彼を失えば、再び残留争いに巻き込まれるリスクが高まるのは当たり前。だからこそ、ボーンマスが強気の価格を設定するのは当然であり、むしろ8000万ポンドという数字は、彼の市場価値を正確に反映しているとも言える。25歳という年齢を考えれば、今後数年にわたりプレミアリーグで輝きを放つ可能性を秘めており、クラブにとっては戦力面でも経済面でも手放しがたい存在だ。
セメニョの去就は、プレミアリーグ全体の勢力図を左右する可能性を秘めている。もしトッテナムが獲得に成功すれば、攻撃の多様性を取り戻し、トップ4争いを優位に進めることができるだろう。一方で、リヴァプールやアーセナルといったライバルが手に入れれば、優勝争いの構図そのものが変わるかもしれない。
また、セメニョのような選手が中堅クラブからビッグクラブへと移籍する流れは、プレミアリーグの競争構造を象徴している。ボーンマスのようなクラブにとっては、選手を育てて高額で売却することが経営戦略の一部となっているが、その一方でファンにとっては痛みを伴う現実でもある。
個人的な見解
アントワーヌ・セメニョの移籍を巡る動きは、プレミアリーグの縮図そのものだ。才能ある選手が中堅クラブで頭角を現し、やがてビッグクラブがその才能を狙う。
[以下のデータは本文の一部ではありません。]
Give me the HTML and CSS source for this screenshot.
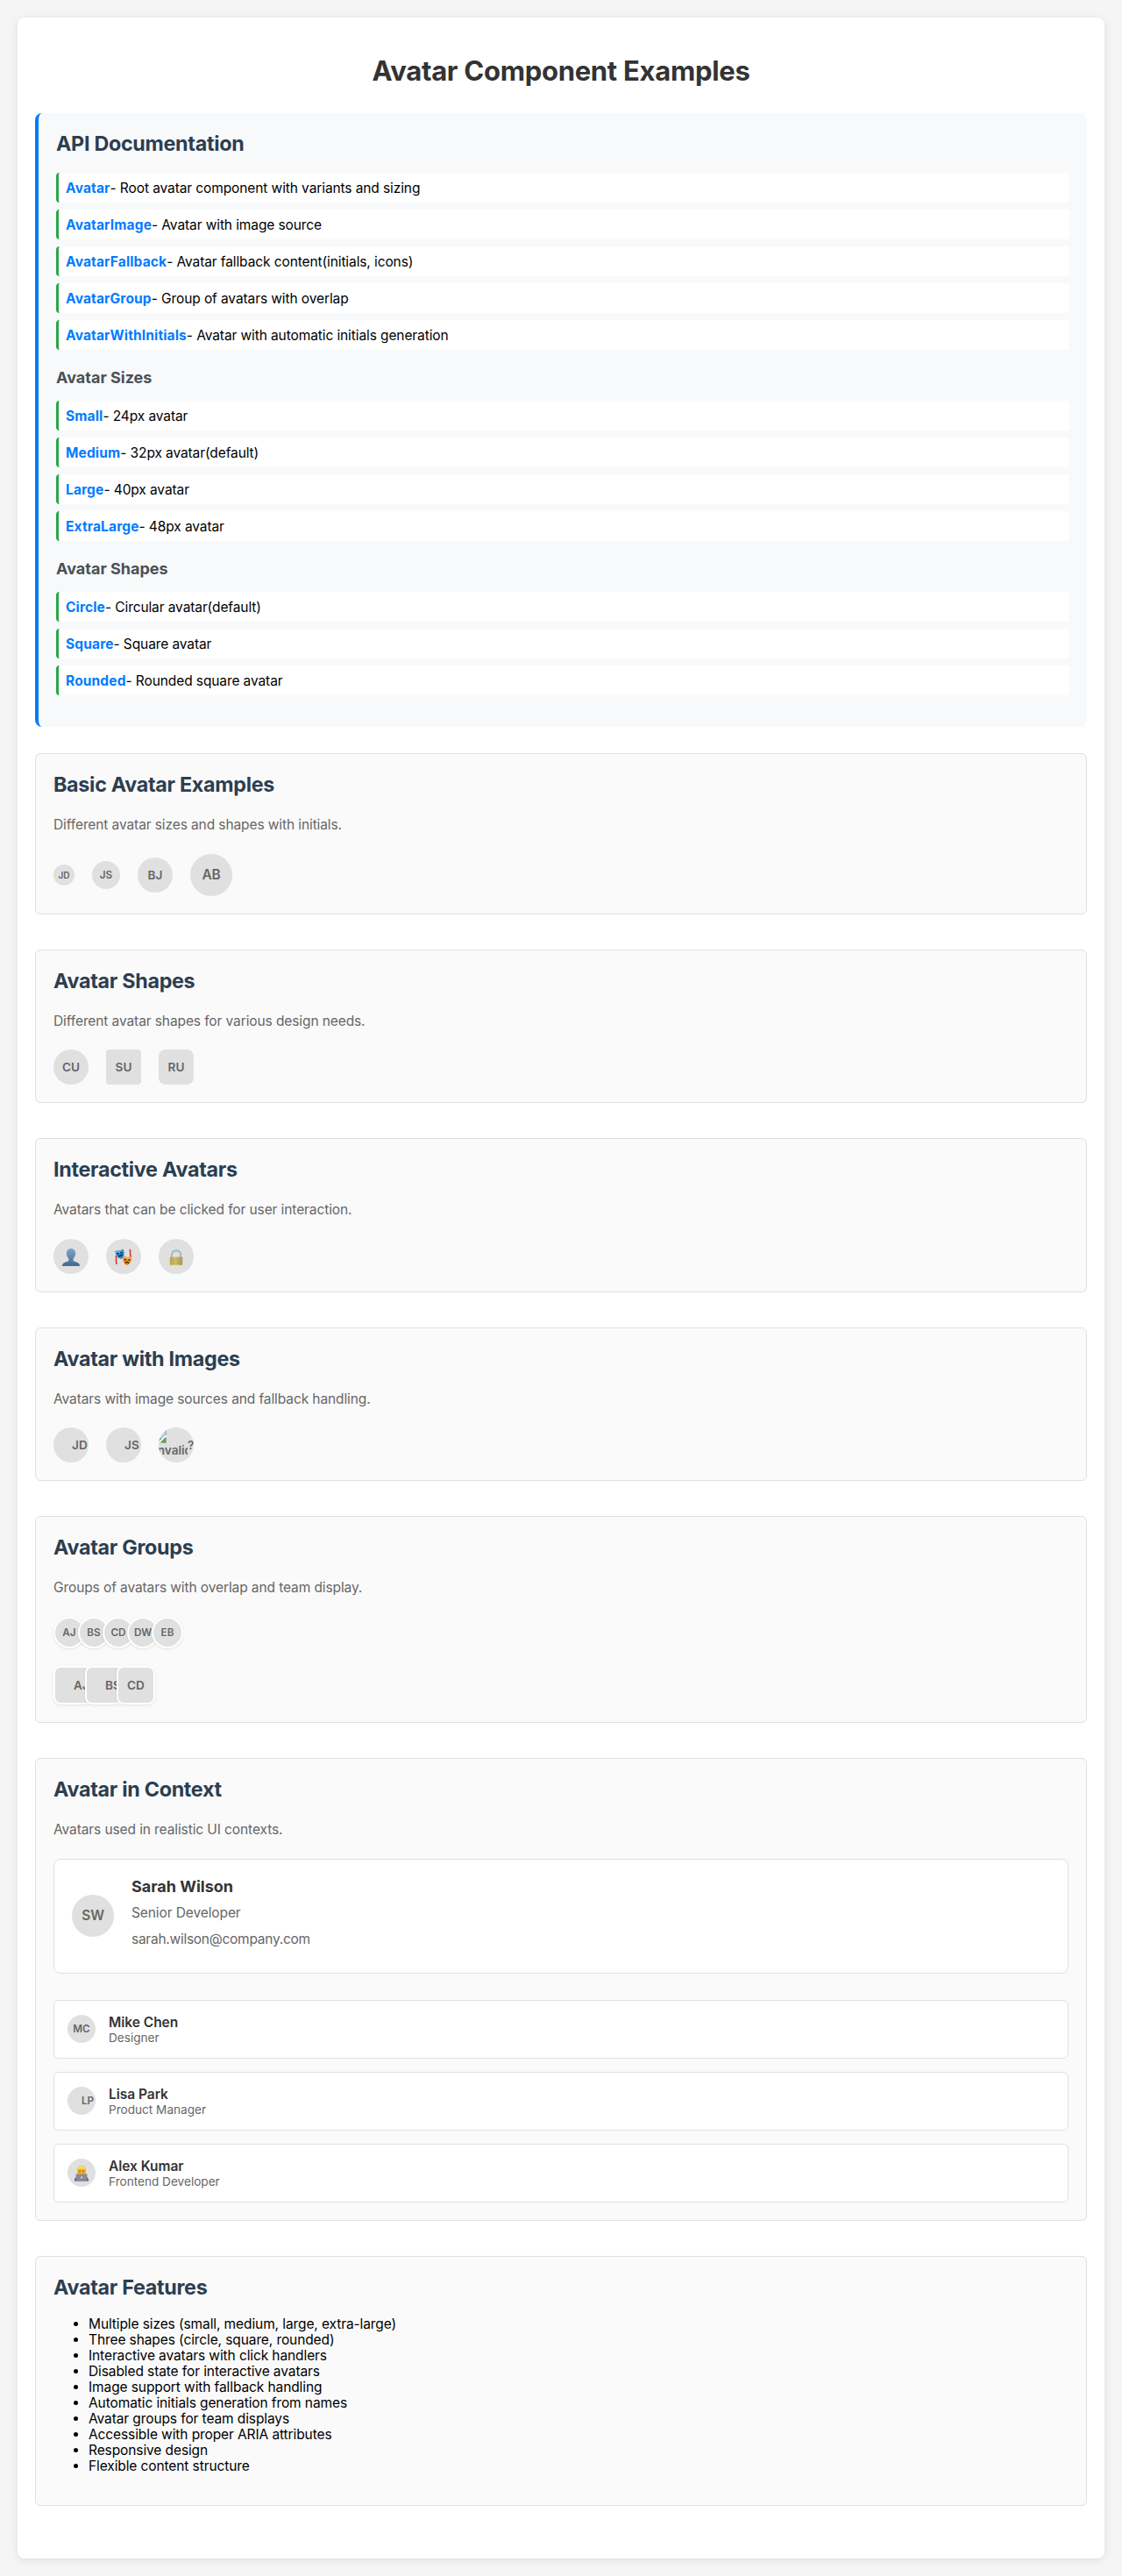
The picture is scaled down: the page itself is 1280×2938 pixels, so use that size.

トッテナムにとっては、攻撃の多様性を取り戻し、トップ4を確実に狙うための切り札となり得る存在だ。だが、資金力と競争相手の多さを考えれば、実現には相当な覚悟が必要になる。
個人的には、セメニョがトッテナムに加われば、フランク監督の戦術に完璧にフィットし、チームの攻撃力を一段階引き上げると確信している。
だが同時に、ボーンマスが彼を手放すことはクラブの未来を危うくする可能性が高い。だからこそ、この移籍は金額の問題だけではなく、クラブの哲学やプロジェクトの方向性を問うものになるだろう。